In troppi casi incredulita‘ ed irritazione caratterizzano le reazioni del personale del Ministero degli Affari Esteri quando – a sorpresa – si vede confrontato con le schede di valutazione della performance predisposte dal proprio capo ufficio.
Molti dipendenti si rivolgono alla nostra Organizzazione sindacale per sapere come comportarsi, quali passi intraprendere, affinche’ le valutazioni espresse sulla loro performance individuale possano subire modifiche atte a recepire l’effettivo apporto prestato dal lavoratore al buon funzionamento dell’ufficio stesso.
A prescindere o meno dalla liceità di valutare all’estero – tematica sulla quale il nostro Sindacato si e’ impegnato a condurre le necessarie verifiche – quando si riscontrano questi casi, consigliamo i colleghi di richiedere comunque la valutazione di seconda istanza, che, in caso di servizio prestato all’estero, e’ da individuarsi presso l’ Ambasciata.

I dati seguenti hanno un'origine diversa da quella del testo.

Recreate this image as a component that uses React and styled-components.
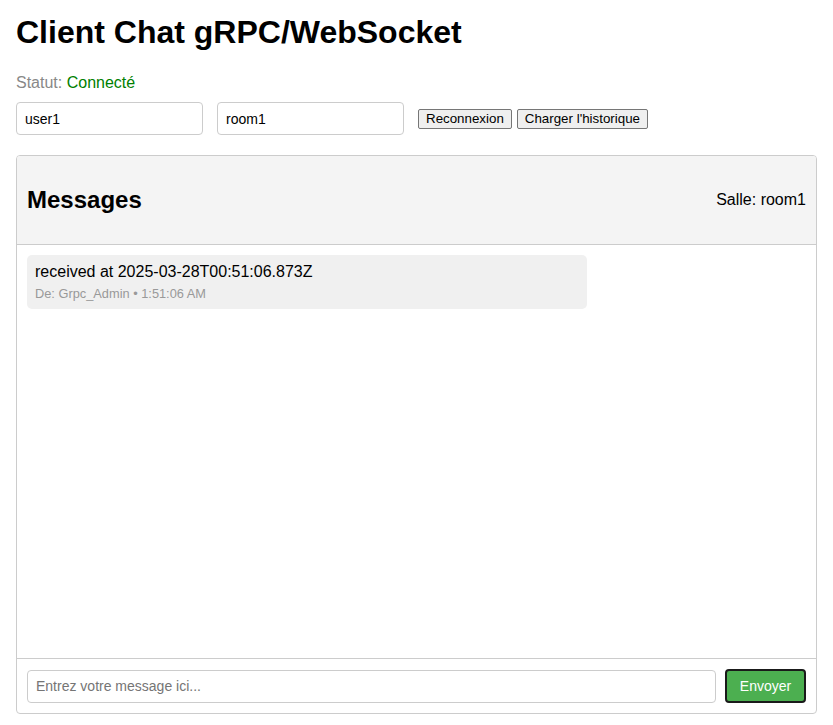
import React, { useState } from "react";
import styled, { createGlobalStyle } from "styled-components";

const GlobalStyle = createGlobalStyle`
    body {
        margin: 0;
        font-family: "Liberation Sans", Arial, sans-serif;
        background: #fff;
        color: #000;
    }
    * {
        box-sizing: border-box;
    }
`;

const Page = styled.div`
    max-width: 801px;
    margin: 0 auto;
    padding-top: 14px;
`;

const Title = styled.h1`
    margin: 0 0 23px;
    font-size: 32px;
    font-weight: 700;
`;

const Status = styled.p`
    margin: 0 0 10px;
    font-size: 16px;
    color: #888;
    span {
        color: ${(p) => (p.connected ? "#008000" : "#c00")};
    }
`;

const Controls = styled.div`
    display: flex;
    align-items: center;
    margin-bottom: 20px;
`;

const TextInput = styled.input`
    width: 187px;
    height: 33px;
    margin-right: 14px;
    padding: 0 8px;
    border: 1px solid #ccc;
    border-radius: 4px;
    font-family: "Liberation Sans", Arial, sans-serif;
    font-size: 14px;
    color: #000;
    outline: none;
`;

const PlainButton = styled.button`
    margin-right: ${(p) => p.gap || 0}px;
    padding: 1px 7px;
    height: 20px;
    border: 1px solid #767676;
    border-radius: 2px;
    background: #efefef;
    font-family: "Liberation Sans", Arial, sans-serif;
    font-size: 13.33px;
    color: #000;
    cursor: pointer;
`;

const ChatPanel = styled.div`
    display: flex;
    flex-direction: column;
    height: 559px;
    border: 1px solid #ccc;
    border-radius: 4px;
    overflow: hidden;
`;

const ChatHeader = styled.div`
    display: flex;
    justify-content: space-between;
    align-items: center;
    padding: 10px;
    background: #f4f4f4;
    border-bottom: 1px solid #ccc;
    h2 {
        margin: 19.92px 0;
        font-size: 24px;
        font-weight: 700;
    }
`;

const RoomLabel = styled.div`
    font-size: 16px;
`;

const MessageList = styled.div`
    flex: 1;
    padding: 10px;
    overflow-y: auto;
`;

const Bubble = styled.div`
    max-width: 560px;
    margin-bottom: 10px;
    padding: 8px;
    background: #f0f0f0;
    border-radius: 5px;
`;

const BubbleText = styled.div`
    font-size: 16px;
`;

const BubbleMeta = styled.div`
    margin-top: 5px;
    font-size: 12.8px;
    color: #999;
`;

const Composer = styled.div`
    display: flex;
    align-items: center;
    gap: 9px;
    padding: 10px;
    border-top: 1px solid #ccc;
`;

const MessageInput = styled.input`
    flex: 1;
    height: 33px;
    padding: 0 8px;
    border: 1px solid #ccc;
    border-radius: 4px;
    font-family: "Liberation Sans", Arial, sans-serif;
    font-size: 14px;
    outline: none;
    &::placeholder {
        color: #757575;
    }
`;

const SendButton = styled.button`
    width: 81px;
    height: 34px;
    border: 2px solid #1a1a1a;
    border-radius: 4px;
    background: #4caf50;
    color: #fff;
    font-family: "Liberation Sans", Arial, sans-serif;
    font-size: 14px;
    cursor: pointer;
`;

const messages = [
    { id: 1, text: "received at 2025-03-28T00:51:06.873Z", from: "Grpc_Admin", time: "1:51:06 AM" },
];

export default function App() {
    const [user, setUser] = useState("user1");
    const [room, setRoom] = useState("room1");
    const [draft, setDraft] = useState("");
    return (
        <Page>
            <GlobalStyle />
            <Title>Client Chat gRPC/WebSocket</Title>
            <Status connected>Statut: <span>Connecté</span></Status>
            <Controls>
                <TextInput value={user} onChange={(e) => setUser(e.target.value)} />
                <TextInput value={room} onChange={(e) => setRoom(e.target.value)} />
                <PlainButton gap={5}>Reconnexion</PlainButton>
                <PlainButton>Charger l'historique</PlainButton>
            </Controls>
            <ChatPanel>
                <ChatHeader>
                    <h2>Messages</h2>
                    <RoomLabel>Salle: {room}</RoomLabel>
                </ChatHeader>
                <MessageList>
                    {messages.map((m) => (
                        <Bubble key={m.id}>
                            <BubbleText>{m.text}</BubbleText>
                            <BubbleMeta>De: {m.from} • {m.time}</BubbleMeta>
                        </Bubble>
                    ))}
                </MessageList>
                <Composer>
                    <MessageInput
                        placeholder="Entrez votre message ici..."
                        value={draft}
                        onChange={(e) => setDraft(e.target.value)}
                    />
                    <SendButton>Envoyer</SendButton>
                </Composer>
            </ChatPanel>
        </Page>
    );
}
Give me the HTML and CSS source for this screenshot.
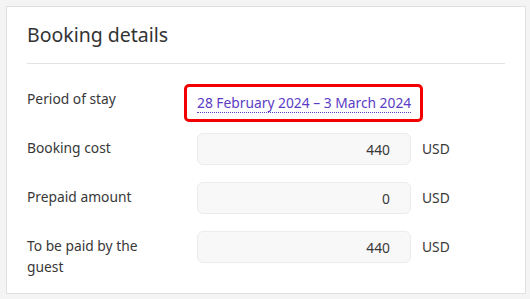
FILE: index.html
```html
<!DOCTYPE html>
<html>
<head>
  <title>Booking details</title>
  <meta charset="utf-8" />
  <link rel="stylesheet" href="styles.css">
</head>
<body>

<!--Booking card-->
<section class="card">
  <h2 class="card-title">Booking details</h2>
  <hr class="divider">

  <div class="fields">
    <div class="label">Period of stay</div>
    <div class="period-cell">
      <span class="period"><a href="#">28 February 2024 – 3 March 2024</a></span>
    </div>

    <div class="label">Booking cost</div>
    <input class="amount" type="text" value="440" readonly>
    <div class="currency">USD</div>

    <div class="label">Prepaid amount</div>
    <input class="amount" type="text" value="0" readonly>
    <div class="currency">USD</div>

    <div class="label">To be paid by the guest</div>
    <input class="amount" type="text" value="440" readonly>
    <div class="currency">USD</div>
  </div>
</section>

</body>
</html>
```

FILE: styles.css
```css
body {
  font-family: 'Noto Sans', 'Open Sans', sans-serif;
  background: #f4f4f4;
  color: #383838;
  margin: 6px 4px 0 6px;
  padding: 0;
}

.card {
  background: #fff;
  border: 1px solid #e0e0e0;
  padding: 14px 20px 16px;
  width: 478px;
}

.card-title {
  margin: 0 0 14px;
  font-size: 19.5px;
  line-height: 28px;
  font-weight: normal;
  color: #333;
}

.divider {
  border: 0;
  border-top: 1px solid #e2e2e2;
  margin: 0 0 20px;
}

.fields {
  display: grid;
  grid-template-columns: 159px 214px auto;
  column-gap: 11px;
  row-gap: 17px;
  font-size: 13.8px;
}

.label {
  padding-top: 4px;
  line-height: 21px;
  padding-right: 10px;
}

.period-cell {
  grid-column: 2 / 4;
  height: 32px;
}

.period {
  display: inline-flex;
  align-items: center;
  box-sizing: border-box;
  height: 38px;
  margin-left: -13px;
  padding: 0 9px 0 10px;
  border: 3px solid #f20000;
  border-radius: 5px;
}

.period a {
  color: #5b3cc4;
  text-decoration: none;
  border-bottom: 1px dotted #5b3cc4;
  line-height: 19px;
}

.amount {
  box-sizing: border-box;
  width: 214px;
  height: 32px;
  margin: 0;
  padding: 0 20px 0 10px;
  border: 1px solid #ececec;
  border-radius: 6px;
  background: #f8f8f8;
  font-family: 'Noto Sans', 'Open Sans', sans-serif;
  font-size: 13.8px;
  color: #383838;
  text-align: right;
  outline: none;
}

.currency {
  line-height: 32px;
}
```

Il contatto tra valutato e valutatore di seconda istanza verrà instaurato telefonicamente e, allo stesso modo, avranno luogo le formalità ad essa connesse ( dalla Segreteria Generale abbiamo appreso che non e’ assolutamente prevista – come erroneamente asserito presso talune sedi – la presenza fisica dei “ricorrenti” presso la località di esecuzione della valutazione di seconda istanza. Ricordiamo inoltre che i termini di richiesta della stessa sono il 28 febbraio e, per il completamento del giudizio da parte del valutatore, il 30 di marzo).
Molti colleghi ci chiedono inoltre come rappresentare, in caso di non accettazione del giudizio espresso in prima istanza, le proprie ragioni.
In considerazione del fatto che la normativa di riferimento, introdotta per migliorare l’organizzazione della PA nel rapporto con l’utenza, si pone come scopi primari:
- l’informazione e la guida ai processi decisionali,
- l’instaurazione di un sistema incentivante per premiare il merito, l’impegno e la produttività di ciascun dipendente,
- la condivisione degli obiettivi dell’amministrazione col personale,
- la promozione di strumenti d’ interazione e di dialogo tra dipendenti e dirigenza
ed i principi della normativa stessa si ispirano a:
- trasparenza e pubblicità dei criteri da adottare per la valutazione,
- partecipazione al procedimento della persona sottoposta a valutazione,
- diffusione della cultura della partecipazione quale presupposto all’orientamento del risultato, al posto della cultura dell’adempimento, per accrescere il senso di responsabilità dei lavoratori,
il ricorrente dovrà, nelle proprie motivazioni, fare riferimento innanzitutto alla mancanza di uno o piu’ di questi presupposti. Infatti, nonostante le istruzioni fornite dal MAE, in molti, troppi casi non ha avuto luogo alcun colloquio fra valutatore e valutato. Questo passaggio avrebbe agevolato il confronto sereno con ciascuno dei collaboratori ed offerto maggiori elementi per predisporre un giudizio più obiettivo e scevro da possibili incomprensioni.
Inoltre molti denunciano il fatto che il valutatore non ha debitamente considerato le mansioni qualificate svolte realmente dai lavoratori presso gli uffici/le sedi, a differenza di quanto previsto dai loro profili di appartenenza. Quest’anomalia e’ particolarmente diffusa presso i nostri uffici, ancor più se dislocati all’estero. I capi missione affidano al personale compiti che vanno ben oltre le mansioni contrattuali, ma sono notoriamente restii nel sottoscrivere deleghe alle mansioni stesse e ad affidare compiti per iscritto. Ne derivano situazioni singolari, nelle quali i dipendenti che , per il buon funzionamento dell’ufficio, hanno accettato di svolgere compiti qualificati, oltre a non ottenere un riconoscimento degli stessi, vengono, di contro, valutati sulla base di mansioni puramente teoriche, con effetti negativi rispetto alla valutazione del loro operato. Secondo noi, anche questo aspetto dovra’ costituire motivo di ricorso.
Infine, apprendiamo che dal MAE sarebbe giunta l’indicazione alle sedi di non superare mai nelle valutazioni la soglia dei 90/100, peraltro anche nei casi di acclarate ottime prestazioni lavorative. Il mantenimento di un livello comunque inferiore alla percentuale massima dovrebbe infatti fungere – a parere del Mae – da “stimolo” sui lavoratori, per raggiungere in futuro più ragguardevoli prestazioni lavorative ( il tutto, ovviamente, in assenza di formazione, di mezzi informatici, di strumenti di lavoro vitali, ecc. ) . Anche questi elementi andranno considerati nel testo del ricorso.
Il nostro Sindacato sarà, comunque, a disposizione di quanti necessiteranno di aiuto ed assistenza nella redazione di tali documenti.